» The request
Skip any picture you find and retype all the remaining lines exactly.

» Supplied information
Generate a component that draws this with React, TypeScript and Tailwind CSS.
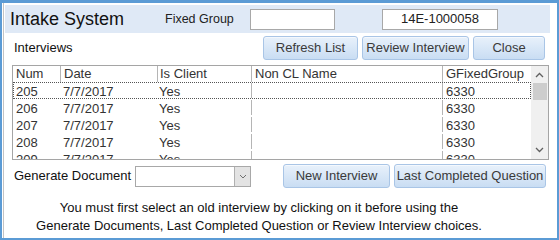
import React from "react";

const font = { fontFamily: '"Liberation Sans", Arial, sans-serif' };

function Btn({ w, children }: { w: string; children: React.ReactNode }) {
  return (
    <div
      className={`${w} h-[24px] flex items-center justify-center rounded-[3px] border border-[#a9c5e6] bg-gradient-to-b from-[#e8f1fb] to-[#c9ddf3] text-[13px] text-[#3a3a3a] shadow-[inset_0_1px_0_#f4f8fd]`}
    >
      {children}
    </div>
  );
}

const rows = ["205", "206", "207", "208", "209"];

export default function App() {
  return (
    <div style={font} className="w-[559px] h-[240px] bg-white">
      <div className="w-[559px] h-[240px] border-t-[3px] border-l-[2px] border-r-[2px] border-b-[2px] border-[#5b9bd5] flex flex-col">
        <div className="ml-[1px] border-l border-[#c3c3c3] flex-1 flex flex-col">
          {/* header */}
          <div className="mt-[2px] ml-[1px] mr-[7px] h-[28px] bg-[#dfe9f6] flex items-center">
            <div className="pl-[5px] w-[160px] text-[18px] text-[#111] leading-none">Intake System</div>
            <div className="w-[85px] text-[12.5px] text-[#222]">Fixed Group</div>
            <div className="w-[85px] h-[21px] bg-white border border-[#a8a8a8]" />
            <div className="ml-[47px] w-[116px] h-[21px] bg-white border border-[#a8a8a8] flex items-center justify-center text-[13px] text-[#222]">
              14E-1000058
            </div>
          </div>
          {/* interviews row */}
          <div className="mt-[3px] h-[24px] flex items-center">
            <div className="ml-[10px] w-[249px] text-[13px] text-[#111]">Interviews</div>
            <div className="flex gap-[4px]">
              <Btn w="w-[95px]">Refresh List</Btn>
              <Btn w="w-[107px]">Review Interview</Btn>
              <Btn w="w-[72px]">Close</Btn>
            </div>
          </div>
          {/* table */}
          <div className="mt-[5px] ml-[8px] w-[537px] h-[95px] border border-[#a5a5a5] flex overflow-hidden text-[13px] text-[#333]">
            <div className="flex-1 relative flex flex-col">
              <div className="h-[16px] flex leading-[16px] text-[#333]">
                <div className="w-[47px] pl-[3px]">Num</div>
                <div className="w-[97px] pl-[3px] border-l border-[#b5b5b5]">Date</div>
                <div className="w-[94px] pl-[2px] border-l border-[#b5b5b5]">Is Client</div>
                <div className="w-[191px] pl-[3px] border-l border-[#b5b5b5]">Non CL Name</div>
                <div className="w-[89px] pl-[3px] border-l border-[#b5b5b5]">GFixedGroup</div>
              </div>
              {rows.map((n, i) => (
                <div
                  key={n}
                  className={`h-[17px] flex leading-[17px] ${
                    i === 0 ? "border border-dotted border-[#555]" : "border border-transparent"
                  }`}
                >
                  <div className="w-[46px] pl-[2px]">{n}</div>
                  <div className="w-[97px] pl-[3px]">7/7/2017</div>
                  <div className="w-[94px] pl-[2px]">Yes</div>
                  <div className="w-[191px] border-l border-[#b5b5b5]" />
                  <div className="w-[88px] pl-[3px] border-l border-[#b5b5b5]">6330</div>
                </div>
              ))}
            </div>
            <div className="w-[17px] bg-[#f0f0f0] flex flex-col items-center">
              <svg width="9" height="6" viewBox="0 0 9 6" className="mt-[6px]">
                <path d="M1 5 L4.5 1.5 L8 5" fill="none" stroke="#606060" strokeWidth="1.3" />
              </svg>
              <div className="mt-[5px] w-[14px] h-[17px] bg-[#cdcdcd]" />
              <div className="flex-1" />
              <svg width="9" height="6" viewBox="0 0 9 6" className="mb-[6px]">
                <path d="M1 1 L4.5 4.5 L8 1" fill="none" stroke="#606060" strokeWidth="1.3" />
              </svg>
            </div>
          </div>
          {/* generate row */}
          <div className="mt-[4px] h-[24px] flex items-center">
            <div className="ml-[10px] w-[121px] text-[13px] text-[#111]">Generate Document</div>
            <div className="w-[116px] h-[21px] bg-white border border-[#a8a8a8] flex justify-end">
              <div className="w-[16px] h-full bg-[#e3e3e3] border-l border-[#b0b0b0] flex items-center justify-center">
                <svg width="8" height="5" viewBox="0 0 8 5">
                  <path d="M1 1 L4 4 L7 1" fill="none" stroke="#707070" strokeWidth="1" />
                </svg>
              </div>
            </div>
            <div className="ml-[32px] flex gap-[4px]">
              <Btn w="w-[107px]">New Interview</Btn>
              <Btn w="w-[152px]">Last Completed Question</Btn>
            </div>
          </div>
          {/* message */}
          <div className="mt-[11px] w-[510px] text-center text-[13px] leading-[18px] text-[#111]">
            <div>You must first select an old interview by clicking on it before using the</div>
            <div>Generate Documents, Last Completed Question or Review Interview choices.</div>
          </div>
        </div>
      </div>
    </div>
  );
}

» Task answer
Generate a component that draws this with React, TypeScript and Tailwind CSS.
import React from "react";

const font = { fontFamily: '"Liberation Sans", Arial, sans-serif' };

function Btn({ w, children }: { w: string; children: React.ReactNode }) {
  return (
    <div
      className={`${w} h-[24px] flex items-center justify-center rounded-[3px] border border-[#a9c5e6] bg-gradient-to-b from-[#e8f1fb] to-[#c9ddf3] text-[13px] text-[#3a3a3a] shadow-[inset_0_1px_0_#f4f8fd]`}
    >
      {children}
    </div>
  );
}

const rows = ["205", "206", "207", "208", "209"];

export default function App() {
  return (
    <div style={font} className="w-[559px] h-[240px] bg-white">
      <div className="w-[559px] h-[240px] border-t-[3px] border-l-[2px] border-r-[2px] border-b-[2px] border-[#5b9bd5] flex flex-col">
        <div className="ml-[1px] border-l border-[#c3c3c3] flex-1 flex flex-col">
          {/* header */}
          <div className="mt-[2px] ml-[1px] mr-[7px] h-[28px] bg-[#dfe9f6] flex items-center">
            <div className="pl-[5px] w-[160px] text-[18px] text-[#111] leading-none">Intake System</div>
            <div className="w-[85px] text-[12.5px] text-[#222]">Fixed Group</div>
            <div className="w-[85px] h-[21px] bg-white border border-[#a8a8a8]" />
            <div className="ml-[47px] w-[116px] h-[21px] bg-white border border-[#a8a8a8] flex items-center justify-center text-[13px] text-[#222]">
              14E-1000058
            </div>
          </div>
          {/* interviews row */}
          <div className="mt-[3px] h-[24px] flex items-center">
            <div className="ml-[10px] w-[249px] text-[13px] text-[#111]">Interviews</div>
            <div className="flex gap-[4px]">
              <Btn w="w-[95px]">Refresh List</Btn>
              <Btn w="w-[107px]">Review Interview</Btn>
              <Btn w="w-[72px]">Close</Btn>
            </div>
          </div>
          {/* table */}
          <div className="mt-[5px] ml-[8px] w-[537px] h-[95px] border border-[#a5a5a5] flex overflow-hidden text-[13px] text-[#333]">
            <div className="flex-1 relative flex flex-col">
              <div className="h-[16px] flex leading-[16px] text-[#333]">
                <div className="w-[47px] pl-[3px]">Num</div>
                <div className="w-[97px] pl-[3px] border-l border-[#b5b5b5]">Date</div>
                <div className="w-[94px] pl-[2px] border-l border-[#b5b5b5]">Is Client</div>
                <div className="w-[191px] pl-[3px] border-l border-[#b5b5b5]">Non CL Name</div>
                <div className="w-[89px] pl-[3px] border-l border-[#b5b5b5]">GFixedGroup</div>
              </div>
              {rows.map((n, i) => (
                <div
                  key={n}
                  className={`h-[17px] flex leading-[17px] ${
                    i === 0 ? "border border-dotted border-[#555]" : "border border-transparent"
                  }`}
                >
                  <div className="w-[46px] pl-[2px]">{n}</div>
                  <div className="w-[97px] pl-[3px]">7/7/2017</div>
                  <div className="w-[94px] pl-[2px]">Yes</div>
                  <div className="w-[191px] border-l border-[#b5b5b5]" />
                  <div className="w-[88px] pl-[3px] border-l border-[#b5b5b5]">6330</div>
                </div>
              ))}
            </div>
            <div className="w-[17px] bg-[#f0f0f0] flex flex-col items-center">
              <svg width="9" height="6" viewBox="0 0 9 6" className="mt-[6px]">
                <path d="M1 5 L4.5 1.5 L8 5" fill="none" stroke="#606060" strokeWidth="1.3" />
              </svg>
              <div className="mt-[5px] w-[14px] h-[17px] bg-[#cdcdcd]" />
              <div className="flex-1" />
              <svg width="9" height="6" viewBox="0 0 9 6" className="mb-[6px]">
                <path d="M1 1 L4.5 4.5 L8 1" fill="none" stroke="#606060" strokeWidth="1.3" />
              </svg>
            </div>
          </div>
          {/* generate row */}
          <div className="mt-[4px] h-[24px] flex items-center">
            <div className="ml-[10px] w-[121px] text-[13px] text-[#111]">Generate Document</div>
            <div className="w-[116px] h-[21px] bg-white border border-[#a8a8a8] flex justify-end">
              <div className="w-[16px] h-full bg-[#e3e3e3] border-l border-[#b0b0b0] flex items-center justify-center">
                <svg width="8" height="5" viewBox="0 0 8 5">
                  <path d="M1 1 L4 4 L7 1" fill="none" stroke="#707070" strokeWidth="1" />
                </svg>
              </div>
            </div>
            <div className="ml-[32px] flex gap-[4px]">
              <Btn w="w-[107px]">New Interview</Btn>
              <Btn w="w-[152px]">Last Completed Question</Btn>
            </div>
          </div>
          {/* message */}
          <div className="mt-[11px] w-[510px] text-center text-[13px] leading-[18px] text-[#111]">
            <div>You must first select an old interview by clicking on it before using the</div>
            <div>Generate Documents, Last Completed Question or Review Interview choices.</div>
          </div>
        </div>
      </div>
    </div>
  );
}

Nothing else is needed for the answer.